R. E. Kalman( 1930-2016) によって、1960年代に提案されたカルマンフィルタは、アポロ計画の軌道推定問題への応用を皮切りに様々な分野に応用され、その応用範囲を飛躍的に拡大してきた。この飛躍の要因の背景には、コンピュータの発達とカルマンフィルタのアルゴリズムの効率性がある。カルマンフィルタのアルゴリズムの本質的な部分は、たった5 行程度のプログラムで実装ができる。一方、カルマンフィルタを実社会の様々な推定問題に適用するためには、その問題に応じて適切な構成をしなければならない。そのため、カルマンフィルタのアルゴリズムを実装するためのお膳立てが特に重要となる。
これまでにカルマンフィルタの基礎理論を解説した書籍は、数多く出版されている。一方、実社会における推定問題へのカルマンフィルタの実装について解説した書籍はほとんど出版されていない。そこで、近年開発が急速に進んでいる移動ロボット、自動運転車両、鉄道の状態監視を取り上げて、カルマンフィルタの実装技術を解説することとした。なお、本書では、カルマンフィルタの実装技術に重点をおいているため、確率理論、制御理論、行列演算等の詳細については、最小限の記載に留めている。必要に応じて関連の参考書等を参照してもらいたい。

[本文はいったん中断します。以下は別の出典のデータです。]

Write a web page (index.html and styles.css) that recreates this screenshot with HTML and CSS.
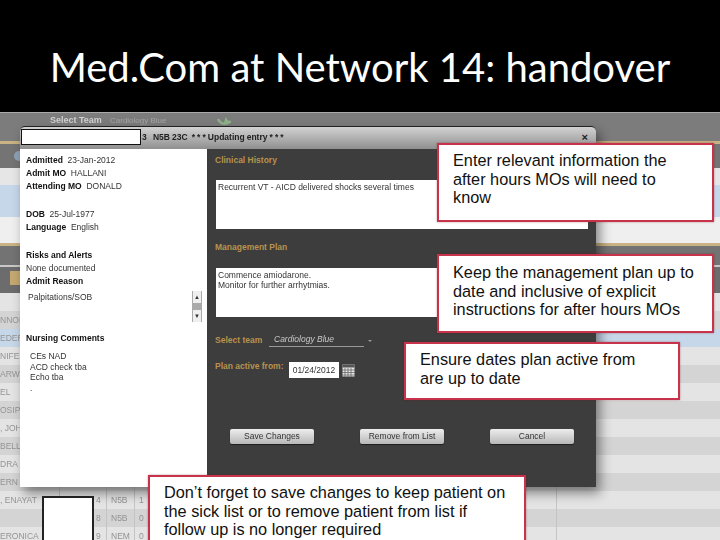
FILE: index.html
```html
<!DOCTYPE html>
<html lang="en">
<head>
<meta charset="utf-8">
<title>Med.Com at Network 14: handover</title>
<link rel="stylesheet" href="styles.css">
</head>
<body>
<main class="slide">
  <header class="slide-head"><h1>Med.Com at Network 14: handover</h1></header>

  <section class="backdrop">
    <div class="bar bar-top">
      <span class="team-label">Select Team</span>
      <span class="team-value">Cardiology Blue</span>
      <svg class="refresh" width="14" height="10" viewBox="0 0 14 10"><path d="M1 2c2 5 7 6 12 3-2 0-3 0-4-2l-1 3" fill="none" stroke="#8fb08a" stroke-width="2.4"/></svg>
    </div>
    <div class="tan"></div>
    <div class="bar bar-mid"><span class="dot"></span></div>
    <div class="row-a r17"></div>
    <div class="row-blue r32"></div>
    <div class="row-w r26"></div>
    <div class="tan"></div>
    <div class="bar bar-low"></div>
    <div class="bar-rule"></div>
    <div class="bar bar-tools"><span class="chip"></span></div>
    <div class="rows">
      <div class="row row-light"><span class="c-name"></span><span class="c-a"></span><span class="c-b"></span><span class="c-c"></span></div>
      <div class="row row-dark"><span class="c-name">NNON</span><span class="c-a"></span><span class="c-b"></span><span class="c-c"></span></div>
      <div class="row row-sel"><span class="c-name">EDER</span><span class="c-a"></span><span class="c-b"></span><span class="c-c"></span></div>
      <div class="row row-light"><span class="c-name">NIFER</span><span class="c-a"></span><span class="c-b"></span><span class="c-c"></span></div>
      <div class="row row-dark"><span class="c-name">ARW</span><span class="c-a"></span><span class="c-b"></span><span class="c-c"></span></div>
      <div class="row row-light"><span class="c-name">EL</span><span class="c-a"></span><span class="c-b"></span><span class="c-c"></span></div>
      <div class="row row-dark"><span class="c-name">OSIP</span><span class="c-a"></span><span class="c-b"></span><span class="c-c"></span></div>
      <div class="row row-light"><span class="c-name">, JOH</span><span class="c-a"></span><span class="c-b"></span><span class="c-c"></span></div>
      <div class="row row-dark"><span class="c-name">BELL</span><span class="c-a"></span><span class="c-b"></span><span class="c-c"></span></div>
      <div class="row row-light"><span class="c-name">DRA</span><span class="c-a"></span><span class="c-b"></span><span class="c-c"></span></div>
      <div class="row row-dark"><span class="c-name">ERN</span><span class="c-a"></span><span class="c-b"></span><span class="c-c"></span></div>
      <div class="row row-light"><span class="c-name">, ENAYAT</span><span class="c-a">4</span><span class="c-b">N5B</span><span class="c-c">1</span></div>
      <div class="row row-dark"><span class="c-name"></span><span class="c-a">8</span><span class="c-b">N5B</span><span class="c-c">0</span></div>
      <div class="row row-light"><span class="c-name">ERONICA</span><span class="c-a">9</span><span class="c-b">NEM</span><span class="c-c">0</span></div>
    </div>
  </section>

  <section class="modal">
    <div class="modal-title">
      <span class="mask"></span>
      <span class="title-text">3&nbsp;&nbsp; N5B 23C &nbsp;* * * Updating entry * * *</span>
      <span class="close">×</span>
    </div>
    <div class="modal-body">
      <div class="info">
        <p><b>Admitted</b>&nbsp; 23-Jan-2012</p>
        <p><b>Admit MO</b>&nbsp; HALLANI</p>
        <p><b>Attending MO</b>&nbsp; DONALD</p>
        <p class="gap"><b>DOB</b>&nbsp; 25-Jul-1977</p>
        <p><b>Language</b>&nbsp; English</p>
        <p class="gap"><b>Risks and Alerts</b></p>
        <p>None documented</p>
        <p><b>Admit Reason</b></p>
        <div class="reason">
          <span>Palpitations/SOB</span>
          <div class="scroll">
            <span class="scroll-btn">▲</span>
            <span class="scroll-thumb"></span>
            <span class="scroll-btn">▼</span>
          </div>
        </div>
        <p class="nursing"><b>Nursing Comments</b></p>
        <div class="comments">CEs NAD<br>ACD check tba<br>Echo tba<br>.</div>
      </div>
      <div class="form">
        <h2 class="first">Clinical History</h2>
        <div class="area">Recurrent VT - AICD delivered shocks several times</div>
        <h2 class="second">Management Plan</h2>
        <div class="area area-plan">Commence amiodarone.<br>Monitor for further arrhytmias.</div>
        <div class="field team">
          <h2>Select team</h2>
          <span class="select">Cardiology Blue</span>
          <span class="caret"></span>
        </div>
        <div class="field plan">
          <h2>Plan active from:</h2>
          <span class="date">01/24/2012</span>
          <svg class="cal" width="13" height="13" viewBox="0 0 13 13">
            <rect x=".5" y=".5" width="12" height="12" fill="#e8e8e8"/>
            <rect x=".5" y=".5" width="12" height="3" fill="#555"/>
            <path d="M0 6h13M0 8.5h13M0 11h13M3 4v9M6 4v9M9 4v9" stroke="#666" stroke-width=".8"/>
          </svg>
        </div>
        <div class="actions">
          <span class="btn">Save Changes</span>
          <span class="btn">Remove from List</span>
          <span class="btn">Cancel</span>
        </div>
      </div>
    </div>
  </section>

  <div class="redact"></div>

  <aside class="note note-1">Enter relevant information the after hours MOs will need to know</aside>
  <aside class="note note-2">Keep the management plan up to date and inclusive of explicit instructions for after hours MOs</aside>
  <aside class="note note-3">Ensure dates plan active from are up to date</aside>
  <aside class="note note-4">Don’t forget to save changes to keep patient on the sick list or to remove patient from list if follow up is no longer required</aside>
</main>
</body>
</html>
```

FILE: styles.css
```css
* { box-sizing: border-box; }
html, body { margin: 0; padding: 0; background: #000; }
.slide {
  position: relative;
  width: 720px;
  height: 540px;
  overflow: hidden;
  font-family: "Liberation Sans", Arial, sans-serif;
  background: #e4e4e4;
}
.slide-head {
  height: 112px;
  background: #000;
  display: flex;
  justify-content: center;
  padding-top: 42px;
}
.slide-head h1 {
  margin: 0;
  font: 400 40px/50px Lato, sans-serif;
  color: #fff;
  white-space: nowrap;
}

/* Washed out table behind the dialog */
.backdrop { filter: blur(.6px); color: #949494; }
.bar { background: #777; display: flex; align-items: center; }
.bar-top {
  height: 29px;
  border-top: 1px solid #aaa;
  padding: 0 0 14px 50px;
  background: #7c7c7c;
}
.team-label { font-size: 9px; font-weight: bold; color: #d0d0d0; width: 60px; }
.team-value { font-size: 8px; color: #a5a5a5; width: 103px; }
.refresh { margin: 3px 0 0 4px; }
.tan { height: 3px; background: #c9b283; }
.bar-mid { height: 24px; padding-left: 14px; background: #747474; }
.dot { width: 10px; height: 10px; border-radius: 50%; background: #8ea3b8; }
.r17 { height: 17px; }
.r32 { height: 32px; }
.r26 { height: 26px; }
.row-a { background: #e6e6e6; }
.row-blue { background: #c7d7ea; }
.row-w { background: #efefef; }
.bar-low { height: 19px; background: #737373; }
.bar-rule { height: 2px; background: #c8c8c8; }
.bar-tools { height: 26px; padding: 0 0 4px 10px; background: #6c6c6c; }
.chip { width: 11px; height: 14px; background: #c4a870; }
.rows { display: flex; flex-direction: column; }
.row {
  height: 18px;
  display: grid;
  grid-template-columns: 60px 47px 28px 422px 1fr;
  font-size: 8.5px;
  line-height: 18px;
}
.row span { padding-left: 4px; border-right: 1px solid #c4c4c4; white-space: nowrap; overflow: hidden; }
.row .c-name { padding-left: 0; }
.row .c-a { padding-left: 36px; }
.row-light { background: #e4e4e4; }
.row-dark { background: #d4d4d4; }
.row-sel { background: #c7d7ea; }

/* Dialog */
.modal {
  position: absolute;
  left: 20px;
  top: 126px;
  width: 576px;
  height: 361px;
  box-shadow: 4px 6px 12px rgba(0, 0, 0, .45);
  display: flex;
  flex-direction: column;
  border-radius: 5px 5px 0 0;
}
.modal-title {
  height: 23px;
  flex: none;
  display: flex;
  align-items: center;
  padding: 0 8px 3px 1px;
  background: linear-gradient(#d2d2d2, #8f8f8f);
  border-top: 1px solid #222;
  border-radius: 5px 5px 0 0;
  font-size: 8.5px;
  font-weight: bold;
  color: #222;
}
.mask {
  width: 120px;
  height: 16px;
  background: #fff;
  border: 1px solid #111;
  margin-right: 1px;
}
.title-text { flex: 1; filter: blur(.3px); white-space: nowrap; word-spacing: -.3px; }
.close { font-size: 11px; color: #222; }
.modal-body { flex: 1; display: flex; min-height: 0; }

.info {
  width: 187px;
  background: #fff;
  padding: 5px 5px 0 6px;
  font-size: 8.5px;
  color: #333;
  filter: blur(.25px);
}
.info p { margin: 0; height: 13px; line-height: 13px; white-space: nowrap; }
.info b { color: #111; }
.info .gap { margin-top: 15px; }
.reason {
  display: flex;
  justify-content: space-between;
  padding: 3px 0 0 2px;
  height: 44px;
}
.reason > span { line-height: 13px; }
.scroll {
  width: 10px;
  height: 31px;
  display: flex;
  flex-direction: column;
  background: #efefef;
  border-left: 1px solid #aaa;
  border-right: 1px solid #aaa;
}
.scroll-btn { height: 12px; font-size: 6px; line-height: 12px; text-align: center; color: #333; }
.scroll-thumb { height: 7px; background: #aaa; }
.comments { padding: 6px 0 0 4px; line-height: 10.7px; }

.form {
  flex: 1;
  background: #3d3d3d;
  padding: 5px 8px 0;
  font-size: 8.5px;
}
.form h2 {
  margin: 0;
  font-size: 8.5px;
  line-height: 13px;
  font-weight: bold;
  color: #b8924e;
  white-space: nowrap;
}
.area {
  margin: 13px 0 0 1px;
  height: 49px;
  background: #fff;
  color: #333;
  padding: 2px;
  line-height: 10px;
  filter: blur(.25px);
}
.form .second { margin-top: 12px; }
.area-plan { margin-top: 14px; }
.field { display: flex; align-items: center; }
.team { margin-top: 16px; height: 14px; }
.team h2 { width: 54px; }
.select {
  width: 95px;
  height: 14px;
  border-bottom: 1px solid #999;
  padding-left: 5px;
  font-style: italic;
  color: #c8c8c8;
  line-height: 12px;
  filter: blur(.25px);
}
.caret {
  margin-left: 4px;
  border: 2.5px solid transparent;
  border-top-color: #999;
  margin-top: 3px;
}
.plan { margin-top: 15px; height: 16px; }
.plan h2 { width: 74px; margin-top: -7px; }
.date {
  width: 50px;
  height: 16px;
  background: #fff;
  color: #333;
  text-align: center;
  line-height: 17px;
  filter: blur(.25px);
}
.cal { margin-left: 3px; }
.actions { display: flex; gap: 46px; margin: 51px 0 0 15px; }
.btn {
  width: 84px;
  height: 15px;
  border-radius: 2px;
  background: linear-gradient(#ededed, #b8b8b8);
  box-shadow: 0 1px 1px rgba(0, 0, 0, .5);
  color: #333;
  text-align: center;
  line-height: 15px;
  filter: blur(.2px);
}

.redact {
  position: absolute;
  left: 42px;
  top: 496px;
  width: 52px;
  height: 50px;
  background: #fff;
  border: 2px solid #222;
}

/* Callouts */
.note {
  position: absolute;
  background: #fff;
  border: 2px solid #c8334c;
  box-shadow: 0 0 2px rgba(120, 0, 20, .4);
  font-size: 16.3px;
  line-height: 18.6px;
  color: #111;
}
.note-1 { left: 437px; top: 143px; width: 277px; height: 79px; padding: 6px 30px 0 14px; }
.note-2 { left: 437px; top: 254px; width: 277px; height: 79px; padding: 7px 14px 0 14px; }
.note-3 { left: 404px; top: 342px; width: 276px; height: 58px; padding: 6px 30px 0 14px; }
.note-4 { left: 148px; top: 475px; width: 378px; height: 75px; padding: 6px 15px 0 14px; }
```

本書は、「第1 部 カルマンフィルタの基礎」、「第2 部 移動ロボット・自動車への 応用」、「第3 部 鉄道の状態監視への応用」 の3 部で構成されている。「第1 部 カルマンフィルタの基礎」 では、線形カルマンフィルタ (KF) の導出にあたっては、できるだけわかりやすく解説するために、一般によく知られた最小二乗推定法を拡張してカルマンフィルタを導出するという構成を採用した。また、非線形のカルマンフィルタとして、拡張カルマンフィルタ( EKF)、アンセンティッドカルマンフィルタ( UKF) の導出についても説明している。加えて、複数のカルマンフィルタによる推定を確率的に統合する方法として、Interacting Multiple Model(IMM)法について基本概念を解説した。「第2 部 移動ロボット・自動車への応用」では、近年、急速に進化しているビークル( 移動ロボットや自動車などの移動体の総称) の自動運転や安全走行支援などの自律的誘導におけるカルマンフィルタの応用事例を述べている。ビークルの自律的誘導では、雑音にかき乱された車載センサからの情報をもとにビークル自身や周辺環境の状態を信頼性高く認識することが不可欠となる。「第3 部 鉄道の状態監視への応用」 においては、近年普及が急速に進んでいる鉄道の状態監視へのカルマンフィルタの応用事例について解説している。カルマンフィルタは、動的システムの逆問題を効率的に解く方法の一つとして有効であることが知られている。そこで、鉄道における状態監視の現状と展望について説明したのち、鉄道車両の車体の上下振動加速度から軌道の形状を推定するという逆問題に対する適用例を示した。